Ok, I didn't read that right. I had to look up what preliminary injunction means and it's clearer now.

http://en.wikipedia.org/wiki/Preliminary_injunction


> excluding software from patentability was an "odd way to divide up the world."

Here in Brazil software cannot be patented. We still write software, make money off software. In fact, in the last couple of years we're seeing a huge number of Silicon Valley entrepreneurs and investors migrating here, because the tech startup scene has been getting really hot.

The point is. Our industry doesn't need patents to exist. We do fine without it. Patents are just an artificial bandage trying to fix flaws in other industries. But these flaws doesn't exist in tech, so the artificial bandages are just getting in the way for no good reason.


His arguments triggered a sense of deja vu.

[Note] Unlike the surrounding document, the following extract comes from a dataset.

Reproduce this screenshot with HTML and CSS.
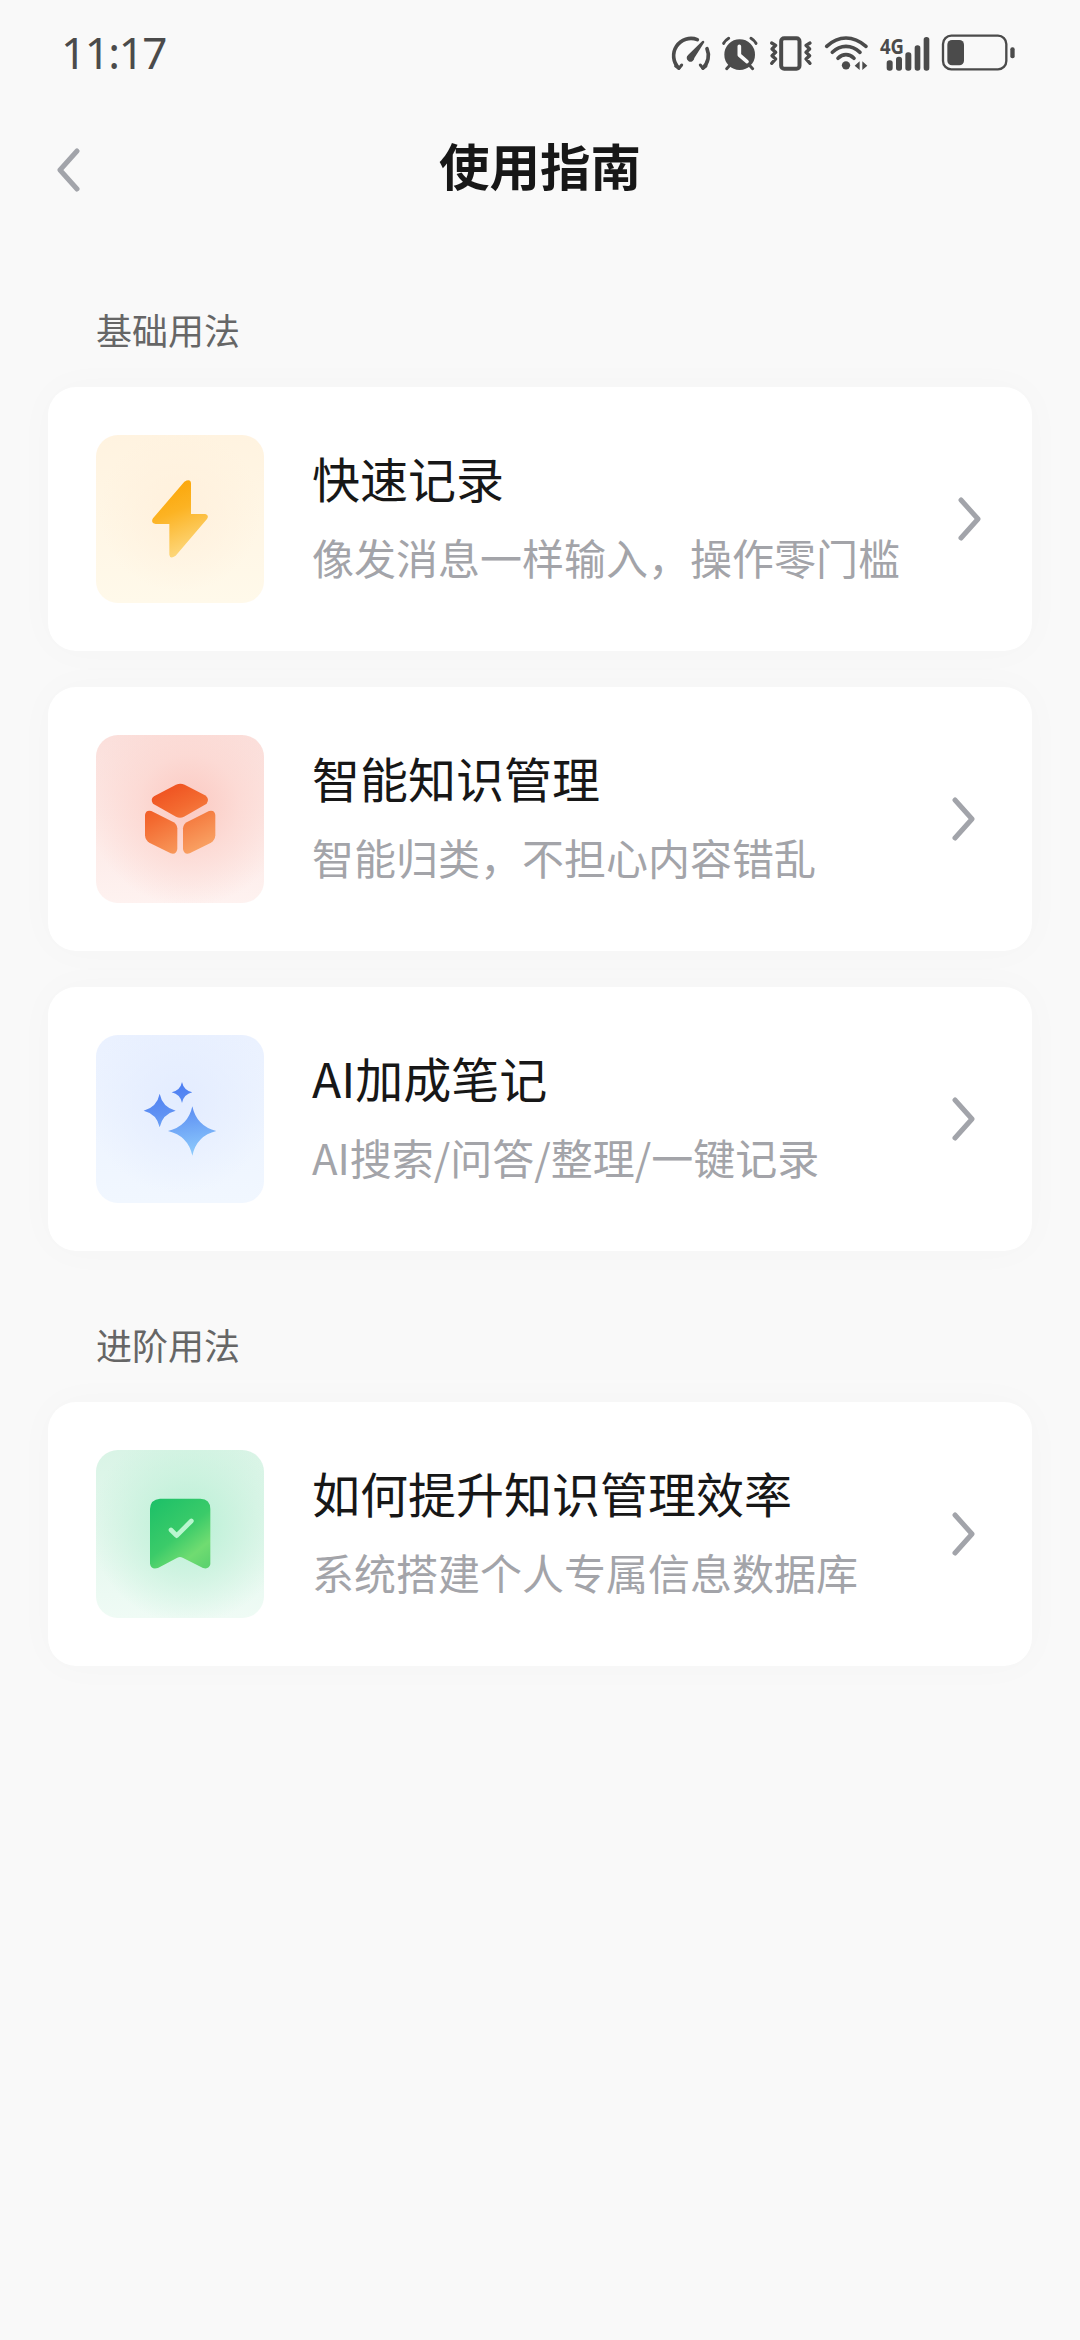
FILE: index.html
```html
<!DOCTYPE html>
<html lang="zh-CN">
<head>
<meta charset="utf-8">
<title>使用指南</title>
<link rel="stylesheet" href="styles.css">
</head>
<body>
<div class="status">
  <span class="time">11:17</span>
  <div class="status-icons">
    <svg class="i-gauge" viewBox="30 42 126 110" fill="none" stroke="#4b4b4b" stroke-width="11" stroke-linecap="round" stroke-linejoin="round">
      <path d="M56 141A52 52 0 0 1 112 56M141 83A52 52 0 0 1 129 141"/>
      <path d="M47 135L57 142L65 132M121 132L129 142L138 135" stroke-width="9"/>
      <path d="M127 60Q133 57 133 64L103 111A11.500 11.500 0 1 1 85 101Z" fill="#4b4b4b" stroke="none"/>
    </svg>
    <svg class="i-alarm" viewBox="184 42 112 110" fill="none" stroke="#4b4b4b" stroke-width="9" stroke-linecap="round">
      <circle cx="240" cy="101" r="46" fill="#4b4b4b" stroke="none"/>
      <path d="M192 67Q197 58 207 52M274 52Q284 58 289 67M201 143L212 131M279 143L268 131"/>
      <path d="M239 76V102L262 122" stroke="#fafafa" stroke-width="11" stroke-linejoin="round"/>
    </svg>
    <svg class="i-vibrate" viewBox="328 42 132 110" fill="none" stroke="#4b4b4b" stroke-width="10" stroke-linecap="round" stroke-linejoin="round">
      <rect x="364.500" y="51.500" width="55" height="92" rx="9" stroke-width="12"/>
      <path d="M336 66L348 73L337 84L348 94L337 104L348 114L336 127M451 66L439 73L450 84L439 94L450 104L439 114L451 127"/>
    </svg>
    <svg class="i-wifi" viewBox="492 40 134 110" fill="none" stroke="#4b4b4b" stroke-width="11" stroke-linecap="round">
      <path d="M500 74Q527 49 558 49T618 74M517 92Q535 74 558 74T600 92M534 110Q545 99 558 99T582 110"/>
      <circle cx="558" cy="131" r="12.500" fill="#4b4b4b" stroke="none"/>
      <path d="M584 132L599 119V145ZM607 119L622 132L607 145Z" fill="#4b4b4b" stroke="none"/>
    </svg>
    <svg class="i-signal" viewBox="88 38 156 110" fill="#4b4b4b">
      <text class="net" x="91" y="94" textLength="72" lengthAdjust="spacingAndGlyphs">4G</text>
      <rect x="111" y="114" width="18" height="31" rx="8"/>
      <rect x="139" y="103" width="18" height="42" rx="8"/>
      <rect x="167" y="90" width="18" height="55" rx="8"/>
      <rect x="195" y="69" width="17" height="76" rx="8"/>
      <rect x="222" y="44" width="17" height="101" rx="8"/>
    </svg>
    <svg class="i-battery" viewBox="274 38 224 112" fill="#4b4b4b">
      <rect x="280" y="43" width="190" height="101" rx="25" fill="none" stroke="#4b4b4b" stroke-width="7"/>
      <rect x="293" y="56" width="50" height="76" rx="14"/>
      <rect x="482" y="78" width="13" height="33" rx="6"/>
    </svg>
  </div>
</div>

<header class="nav">
  <svg class="back" viewBox="0 0 24 44"><path d="M21 3L4 22L21 41"/></svg>
  <h1>使用指南</h1>
</header>

<main>
  <h2>基础用法</h2>
  <section class="list">
    <div class="card card-wide">
      <svg class="tile tile-yellow" viewBox="168 435 504 504">
        <defs><linearGradient id="bolt" x1=".3" y1="0" x2=".6" y2="1"><stop offset="0" stop-color="#fba506"/><stop offset=".4" stop-color="#fcb323"/><stop offset="1" stop-color="#fddb85"/></linearGradient></defs>
        <path d="M433 575Q452 565 453 580V672H496Q508 675 501 687L407 797Q390 809 388 794V702H347Q331 698 339 685Z" fill="url(#bolt)"/>
      </svg>
      <div class="copy"><h3>快速记录</h3><p>像发消息一样输入，操作零门槛</p></div>
      <svg class="go" viewBox="0 0 24 44"><path d="M3 3L20 22L3 41"/></svg>
    </div>
    <div class="card">
      <svg class="tile tile-red" viewBox="48 45 504 504">
        <defs><linearGradient id="cube" gradientUnits="userSpaceOnUse" x1="250" y1="200" x2="350" y2="400"><stop offset="0" stop-color="#ef5120"/><stop offset=".35" stop-color="#f36a30"/><stop offset="1" stop-color="#f9a365"/></linearGradient></defs>
        <g fill="url(#cube)">
          <path d="M288 194Q301 188 314 194L375 226Q390 236 380 251L312 290Q300 296 288 290L219 251Q210 238 222 229Z"/>
          <path d="M195 285Q197 269 214 273L281 307Q291 313 292 325V387Q289 405 272 400L208 368Q196 361 195 346Z"/>
          <path d="M406 285Q404 269 387 273L320 307Q310 313 309 325V387Q312 405 329 400L393 368Q405 361 406 346Z"/>
        </g>
      </svg>
      <div class="copy"><h3>智能知识管理</h3><p>智能归类，不担心内容错乱</p></div>
      <svg class="go" viewBox="0 0 24 44"><path d="M3 3L20 22L3 41"/></svg>
    </div>
    <div class="card">
      <svg class="tile tile-blue" viewBox="48 45 504 504">
        <defs><linearGradient id="star" gradientUnits="userSpaceOnUse" x1="290" y1="190" x2="320" y2="405"><stop offset="0" stop-color="#4c7df2"/><stop offset=".4" stop-color="#6092f3"/><stop offset="1" stop-color="#8ccafc"/></linearGradient></defs>
        <g fill="url(#star)">
          <path d="M306 186Q311 211 337 217Q311 223 306 249Q301 223 275 217Q301 211 306 186Z"/>
          <path d="M239 221Q247 261 287 272Q247 282 239 322Q231 282 191 272Q231 261 239 221Z"/>
          <path d="M337 259Q350 319 409 333Q350 347 337 407Q324 347 264 333Q324 319 337 259Z"/>
        </g>
      </svg>
      <div class="copy"><h3>AI加成笔记</h3><p>AI搜索/问答/整理/一键记录</p></div>
      <svg class="go" viewBox="0 0 24 44"><path d="M3 3L20 22L3 41"/></svg>
    </div>
  </section>
  <h2>进阶用法</h2>
  <section class="list">
    <div class="card">
      <svg class="tile tile-green" viewBox="48 30 504 504">
        <defs><linearGradient id="mark" x1=".15" y1="0" x2=".85" y2="1"><stop offset="0" stop-color="#1fc168"/><stop offset=".5" stop-color="#3bcb69"/><stop offset=".8" stop-color="#70dc71"/><stop offset="1" stop-color="#5ed36e"/></linearGradient></defs>
        <path d="M240 176H361Q391 177 391 207V373Q387 389 369 384L308 353Q300 349 292 353L234 384Q213 390 210 371V207Q211 178 240 176Z" fill="url(#mark)"/>
        <path d="M273 270L290 287L334 243" fill="none" stroke="#b9f6cf" stroke-width="14" stroke-linecap="round" stroke-linejoin="round"/>
      </svg>
      <div class="copy"><h3>如何提升知识管理效率</h3><p>系统搭建个人专属信息数据库</p></div>
      <svg class="go" viewBox="0 0 24 44"><path d="M3 3L20 22L3 41"/></svg>
    </div>
  </section>
</main>
</body>
</html>
```
FILE: styles.css
```css
* { box-sizing: border-box; }
body {
  margin: 0;
  min-height: 2340px;
  background: #f9f9f9;
  color: #171717;
  font-family: "Noto Sans CJK SC", sans-serif;
}
h1, h2, h3, p { margin: 0; }
svg { display: block; flex: none; }

.status {
  height: 107px;
  display: flex;
  justify-content: space-between;
  align-items: center;
  padding: 0 64px 1px 61px;
}
.time {
  font: 400 44px/60px "Noto Sans", "Noto Sans CJK SC", sans-serif;
  color: #4b4b4b;
  letter-spacing: -1.5px;
  padding-bottom: 2px;
}
.status-icons { display: flex; align-items: center; }
.i-gauge { width: 42px; height: 36.67px; margin-right: 9.3px; }
.i-alarm { width: 37.33px; height: 36.67px; margin-right: 10.67px; }
.i-vibrate { width: 44px; height: 36.67px; margin-right: 10.67px; }
.i-wifi { width: 44.67px; height: 36.67px; margin-right: 10.67px; }
.i-signal { width: 52px; height: 36.67px; margin-right: 10px; overflow: visible; }
.i-battery { width: 74.67px; height: 37.33px; }
.net { font: 700 66px "Noto Sans", sans-serif; }

.nav {
  height: 126px;
  display: grid;
  grid-template-columns: 100px 1fr 100px;
  align-items: center;
  padding: 0 56px;
}
.nav h1 {
  text-align: center;
  font-size: 50.5px;
  line-height: 72px;
  font-weight: 700;
  padding-bottom: 12px;
}
.back { width: 24px; height: 44px; }
.back path, .go path {
  fill: none;
  stroke: #a2a4aa;
  stroke-width: 5px;
  stroke-linecap: round;
  stroke-linejoin: round;
}

main { padding: 68px 48px 0; }
h2 {
  font-size: 36px;
  line-height: 56px;
  font-weight: 400;
  color: #666;
  padding-left: 48px;
  margin-bottom: 30px;
}
.list { display: flex; flex-direction: column; gap: 36px; margin-bottom: 65px; }
.card {
  height: 264px;
  display: flex;
  align-items: center;
  padding: 0 56px 0 48px;
  background: #fff;
  border-radius: 28px;
  box-shadow: 0 0 40px rgba(0, 0, 0, .025);
}
.card-wide { padding-right: 50px; }
.tile { width: 168px; height: 168px; border-radius: 22px; }
.tile-yellow { background: radial-gradient(circle at 50% 45%, #fff0dc 0, rgba(255, 240, 218, 0) 65%), linear-gradient(#fff3e0, #fff9ea); }
.tile-red { background: radial-gradient(circle at 55% 42%, #fbc9c1 0, rgba(252, 215, 209, .75) 38%, rgba(253, 230, 226, 0) 75%), linear-gradient(#fbdfdb, #fef2f0); }
.tile-blue { background: radial-gradient(circle at 50% 40%, #e3ecff 0, rgba(228, 236, 255, 0) 70%), linear-gradient(#eaf1ff, #f1f7ff); }
.tile-green { background: radial-gradient(circle at 55% 45%, #b8f0d5 0, rgba(197, 241, 219, .7) 38%, rgba(225, 247, 235, 0) 75%), linear-gradient(#d9f4e6, #effbf5); }
.copy { flex: 1; padding: 0 0 5px 48px; white-space: nowrap; }
h3 { font-size: 48px; line-height: 80px; font-weight: 400; }
.copy p { font-size: 42px; line-height: 80px; color: #a3a4a9; }
.go { width: 24px; height: 44px; }
```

I've made those same arguments with clients who want a system to process a specific product differently to all the others, and colleagues who think our framework should have special code to handle a rare use case.

Those arguments are valid - from the perspective of the architects. Maintaining and learning to use such a system is incredibly difficult, and resistance against special cases is healthy and helps promote simplicity.

But the purpose of law is to promote quality of life not quality of law, and life is messy.


Is like asking a duck what it thinks of all the flooding after a tsunami.